Saraswati dan Ganesha dalam Simbol Paradigma Ilmu di Bali
Filsuf Hindu Bali sudah bergelut dengan paradigma ilmu sebelumnya melalui simbol Saraswati dan Ganesha sebelum munculnya filsuf-filsuf Eropa.
Penulis: Lugas Wicaksono | Editor: Ida Ayu Made Sadnyari
TRIBUN-BALI.COM, SINGARAJA - Fakultas Ilmu Sosial (FIS) Universitas Pendidikan Ganesha (Undiksha) Singaraja menggelar seminar ‘Pengembangan Sistem Pengetahuan Berparadigma Ganesha dan Saraswati Sebagai Landasan Pengembangan Karekter FIS Undiksha’ di Gedung Seminar FIS, Selasa (24/11/2015).
Seminar ini menghadirkan dua pembicara, mantan Dekan FIS Undiksha, Prof Dr Nengah Bawa Atmaja MA dan Ketua Program Doktor Pascasarja IHDN, Drs Ketut Donder PhD.
Nengah Bawa Atmaja mengatakan, filsuf Hindu Bali sudah bergelut dengan paradigma ilmu sebelumnya melalui simbol Saraswati dan Ganesha sebelum munculnya filsuf-filsuf Eropa.
Kedua dewa ini menjadi bagian dari filsafat postmodernisme yang mengakui keragaman pengetahuan, termasuk agama sebagai paradigma ilmu sehingga melahirkan paradigma ilmu kenabian.
“Dengan adanya kenyataan ini maka saya berani menyatakan bahwa ketika Filsuf Barat bergelut tentang paradigma ilmu, mulai dari Plato, Aristoteles dan berlanjut ke teoretikus sosial Max Weber, Durkheim dan selanjutnya, sampai saat ini terus menjadi perdebatan ternyata para filsuf Hindu sudah mengawalinya dengan gagasan cemerlang lewat simbol Saraswati dan Ganesha,” ujarnya.
Selama ini Saraswati dan Ganesha dikenal sebagai dua dewa pengetahuan Hindu atau bisa pula disebut dua paradigma ilmu.

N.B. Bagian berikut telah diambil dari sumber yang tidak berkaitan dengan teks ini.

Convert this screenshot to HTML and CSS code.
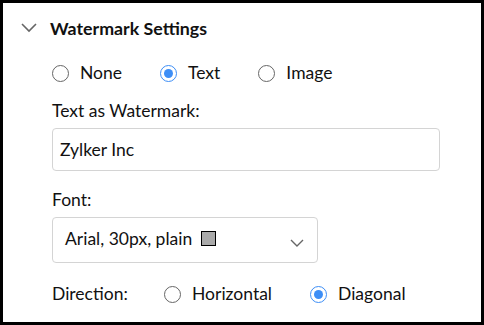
FILE: index.html
```html
<!DOCTYPE html>
<html lang="en">
<head>
    <meta charset="UTF-8">
    <title>Watermark Settings</title>
    <link rel="stylesheet" href="styles.css">
</head>
<body>
    <div class="panel">
        <div class="header">
            <svg class="chevron" width="16" height="10" viewBox="0 0 16 10">
                <path d="M1 1 L8 8 L15 1" fill="none" stroke="#666" stroke-width="1.6"/>
            </svg>
            <span class="title">Watermark Settings</span>
        </div>

        <div class="content">
            <div class="radios">
                <label class="option"><span class="radio"></span>None</label>
                <label class="option"><span class="radio checked"></span>Text</label>
                <label class="option"><span class="radio"></span>Image</label>
            </div>

            <div class="field-label">Text as Watermark:</div>
            <div class="textbox">Zylker Inc</div>

            <div class="field-label font-label">Font:</div>
            <div class="select">
                <span>Arial, 30px, plain</span>
                <span class="swatch"></span>
                <svg class="select-arrow" width="14" height="8" viewBox="0 0 14 8">
                    <path d="M1 1 L7 7 L13 1" fill="none" stroke="#666" stroke-width="1.4"/>
                </svg>
            </div>

            <div class="direction">
                <span class="direction-label">Direction:</span>
                <label class="option"><span class="radio"></span>Horizontal</label>
                <label class="option"><span class="radio checked"></span>Diagonal</label>
            </div>
        </div>
    </div>
</body>
</html>
```

FILE: styles.css
```css
body{
    margin: 0;
    font-family: Lato, "Open Sans", sans-serif;
    color: #111;
    background: #fff;
}

.panel{
    width: 484px;
    height: 325px;
    box-sizing: border-box;
    border: 3px solid #000;
    overflow: hidden;
}

.header{
    display: flex;
    align-items: center;
    height: 26px;
    padding: 12px 0 0 18px;
}

.chevron{
    margin-right: 13px;
}

.title{
    font-size: 17.8px;
    font-weight: bold;
}

.content{
    padding-left: 49px;
    font-size: 17.5px;
}

.radios{
    display: flex;
    align-items: center;
    height: 20px;
    margin-top: 22px;
}

.option{
    display: flex;
    align-items: center;
    margin-right: 38px;
    line-height: 20px;
}

.radio{
    width: 15px;
    height: 15px;
    border: 1.7px solid #666;
    border-radius: 50%;
    margin-right: 11px;
    position: relative;
}

.radio.checked{
    border-color: #3d8ef6;
}

.radio.checked::after{
    content: "";
    position: absolute;
    left: 3px;
    top: 3px;
    width: 9px;
    height: 9px;
    border-radius: 50%;
    background: #3d8ef6;
}

.field-label{
    margin-top: 18px;
    line-height: 20px;
}

.textbox{
    width: 388px;
    height: 43px;
    box-sizing: border-box;
    margin-top: 7px;
    border: 1px solid #d4d4d4;
    border-radius: 4px;
    padding-left: 7px;
    line-height: 41px;
}

.font-label{
    margin-top: 19px;
}

.select{
    display: flex;
    align-items: center;
    width: 266px;
    height: 46px;
    box-sizing: border-box;
    margin-top: 7px;
    border: 1px solid #d4d4d4;
    border-radius: 4px;
    padding: 0 0 4px 12px;
}

.swatch{
    width: 13px;
    height: 13px;
    margin-left: 9px;
    background: #aaa;
    border: 1px solid #000;
}

.select-arrow{
    margin-left: auto;
    margin-right: 13px;
    margin-top: 10px;
}

.direction{
    display: flex;
    align-items: center;
    height: 20px;
    margin-top: 21px;
}

.direction-label{
    width: 112px;
    line-height: 20px;
}
```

Berdasarkan dua jenis kelaminnya, kedua dewa pengetahuan ini menunjukkan dua model ilmu.
Saraswati sebagai ilmu perempuan, feminim, pradana atau ilmu lunak, sama dengan ilmu sosial dan humaniora.
Sedangkan Ganesha sebagai ilmu laki-laki, purusha atau ilmu keras, sama dengan IPA termasuk matematika.
“Saraswati dan Ganesha juga berperan sebagai dewa yang memberikan penyucian atau bahkan Ganesha adalah dewa perang, maka saya pun menarik kesimpulan bahwa paradigma ilmu sosial kritis yang kental dengan muatan pembebasan dan pembelaan kepada yang tertindas guna mewujudkan emansipatoris terwakili pula pada paradigma Saraswati dan Ganesha,” ungkapnya.
Berbeda dengan paradigma interpretativisme dan positivisme barat dengan dualisme dikotomik yang satu, yakni laki-laki atau ilmu keras berhak menindas atau bahkan meniadakan yang lainnya, yakni perempuan atau ilmu lunak.
Sebaliknya Saraswati dan Ganesha menganut pemikiran dualisme dialektik secara berkeharmonisan.
Keduanya tidak berpisah secara berhadap-hadapan, tetapi saling memberi dan menerima, saling melengkapi untuk mewujudkan keharmonisan.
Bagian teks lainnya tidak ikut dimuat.